* YOUR OBJECTIVE *
Check every line below for the word "page" and copy each one that has it.
==========
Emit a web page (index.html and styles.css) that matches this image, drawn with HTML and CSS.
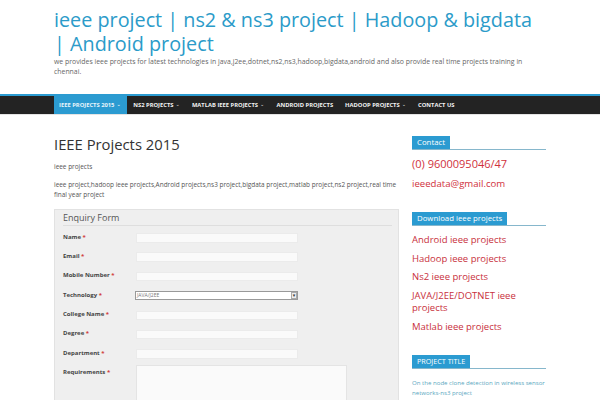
FILE: index.html
```html
<!DOCTYPE html>
<html>
<head>
<meta charset="utf-8">
<link rel="stylesheet" href="styles.css">
</head>
<body>
<header class="site-header">
  <div class="wrap">
    <h1 class="site-title"><span class="nw">ieee project | ns2 &amp; ns3 project | Hadoop &amp; bigdata</span><br>| Android project</h1>
    <p class="site-desc">we provides ieee projects for latest technologies in java,j2ee,dotnet,ns2,ns3,hadoop,bigdata,android and also provide real time projects training in chennai.</p>
  </div>
</header>
<nav class="nav">
  <div class="wrap nav-inner">
    <a class="nav-item active">IEEE PROJECTS 2015 <span class="caret">&#8964;</span></a>
    <a class="nav-item">NS2 PROJECTS <span class="caret">&#8964;</span></a>
    <a class="nav-item">MATLAB IEEE PROJECTS <span class="caret">&#8964;</span></a>
    <a class="nav-item">ANDROID PROJECTS</a>
    <a class="nav-item">HADOOP PROJECTS <span class="caret">&#8964;</span></a>
    <a class="nav-item">CONTACT US</a>
  </div>
</nav>
<div class="wrap content">
  <main class="main">
    <h2 class="page-title">IEEE Projects 2015</h2>
    <p class="small first">ieee projects</p>
    <p class="small"><span class="nw">ieee project,hadoop ieee projects,Android projects,ns3 project,bigdata project,matlab project,ns2 project,real time</span><br>final year project</p>
    <div class="form-box">
      <div class="form-title">Enquiry Form</div>
      <div class="form-grid">
        <label>Name <span class="req">*</span></label><div class="input"></div>
        <label>Email <span class="req">*</span></label><div class="input"></div>
        <label>Mobile Number <span class="req">*</span></label><div class="input"></div>
        <label>Technology <span class="req">*</span></label><div class="select"><span>JAVA/J2EE</span><span class="sel-btn">&#9662;</span></div>
        <label>College Name <span class="req">*</span></label><div class="input"></div>
        <label>Degree <span class="req">*</span></label><div class="input"></div>
        <label>Department <span class="req">*</span></label><div class="input"></div>
        <label>Requirements <span class="req">*</span></label><div class="textarea"></div>
      </div>
    </div>
  </main>
  <aside class="side">
    <div class="widget">
      <div class="w-head"><span>Contact</span></div>
      <p class="phone">(0) 9600095046/47</p>
      <p class="mail">ieeedata@gmail.com</p>
    </div>
    <div class="widget">
      <div class="w-head"><span>Download ieee projects</span></div>
      <ul class="links">
        <li>Android ieee projects</li>
        <li>Hadoop ieee projects</li>
        <li>Ns2 ieee projects</li>
        <li>JAVA/J2EE/DOTNET ieee projects</li>
        <li>Matlab ieee projects</li>
      </ul>
    </div>
    <div class="widget">
      <div class="w-head caps"><span>PROJECT TITLE</span></div>
      <p class="proj">On the node clone detection in wireless sensor networks-ns3 project</p>
    </div>
  </aside>
</div>
</body>
</html>
```
FILE: styles.css
```css
* { box-sizing: border-box; }
html, body { margin: 0; padding: 0; background: #fff; }
body { font-family: "Open Sans", "DejaVu Sans", sans-serif; color: #444; }
.wrap { width: 492px; margin: 0 auto; }
.nw { white-space: nowrap; }
.site-header { padding: 8px 0 17px; }
.site-title { margin: 0; font-weight: 400; font-size: 19.8px; line-height: 24px; color: #2b9bc9; }
.site-desc { margin: 1px 0 0; font-size: 6.9px; line-height: 10px; color: #666; }
.nav { background: #232323; border-top: 2px solid #2b9bd1; border-bottom: 1px solid #e4e4e4; }
.nav-inner { display: flex; height: 18px; align-items: stretch; }
.nav-item { display: flex; align-items: center; padding: 0 6px; font-size: 5.8px; font-weight: 700; color: #f2f2f2; white-space: pre; }
.nav-item.active { background: #2b9bd1; padding: 0 6.5px 0 5px; color: #e8f4fa; }
.caret { font-size: 5.2px; margin-left: 0.5px; position: relative; top: -1px; color: #bbb; }
.active .caret { color: #e0f0f8; }
.content { display: flex; gap: 13px; padding-top: 19px; }
.main { width: 345px; }
.side { width: 134px; padding-top: 2px; }
.page-title { margin: 0; font-size: 14.8px; line-height: 20px; font-weight: 400; color: #333; }
.small { margin: 8px 0 0; font-size: 6.45px; line-height: 10px; color: #555; }
.small.first { margin-top: 8px; }
.form-box { margin-top: 9px; background: #efefef; border: 1px solid #e2e2e2; padding: 2px 6px 0 8px; }
.form-title { font-size: 9px; line-height: 12px; color: #555; padding-bottom: 1px; border-bottom: 1px solid #dedede; }
.form-grid { display: grid; grid-template-columns: 73px 162px; grid-template-rows: repeat(7, 10px) auto; row-gap: 9.4px; padding-top: 5.5px; }
.form-grid label { font-size: 6px; font-weight: 700; color: #444; line-height: 10px; }
.req { color: #d13b3b; }
.input { height: 9.5px; margin-top: 1.5px; background: #fafafa; border: 1px solid #ebebeb; }
.select { height: 9px; margin-top: 1px; background: #fff; border: 1px solid #999; display: flex; justify-content: space-between; align-items: center; font-size: 5px; color: #777; padding-left: 1px; margin-left: -1px; }
.sel-btn { font-size: 5px; width: 6px; height: 7px; border: 1px solid #aaa; display: flex; align-items: center; justify-content: center; background: #eee; color: #333; }
.textarea { width: 211px; height: 40px; margin-top: -2px; background: #fafafa; border: 1px solid #e4e4e4; }
.widget { margin-bottom: 21px; }
.w-head { display: flex; border-bottom: 1px solid #86b7cc; }
.w-head span { background: #2b9bd1; color: #fff; font-size: 7.8px; line-height: 13px; padding: 0 5px; }
.w-head.caps span { font-size: 7.2px; line-height: 13.5px; }
.phone { margin: 6px 0 0; color: #d0303c; font-size: 11px; line-height: 15px; }
.mail { margin: 6px 0 0; color: #d0303c; font-size: 9.6px; line-height: 14px; }
.links { list-style: none; margin: 8px 0 0; padding: 0; }
.links li { color: #c8303c; font-size: 9.5px; line-height: 12px; margin-bottom: 6.7px; }
.links li:last-child { margin-bottom: 0; }
.widget:nth-child(2) { margin-bottom: 22px; }
.proj { margin: 9px 0 0; color: #5aa7c0; font-size: 6.1px; line-height: 9.4px; }
```
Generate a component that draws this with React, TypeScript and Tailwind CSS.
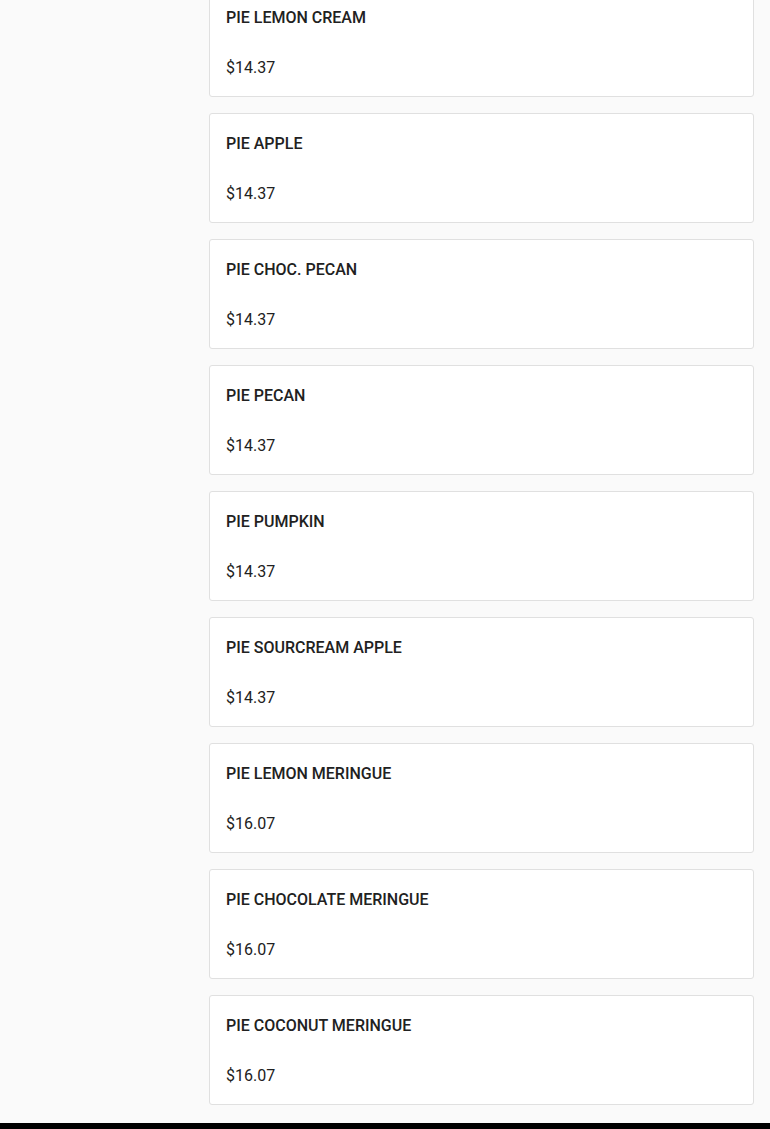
==========
* REPLY *
Emit a web page (index.html and styles.css) that matches this image, drawn with HTML and CSS.
    <h2 class="page-title">IEEE Projects 2015</h2>
.page-title { margin: 0; font-size: 14.8px; line-height: 20px; font-weight: 400; color: #333; }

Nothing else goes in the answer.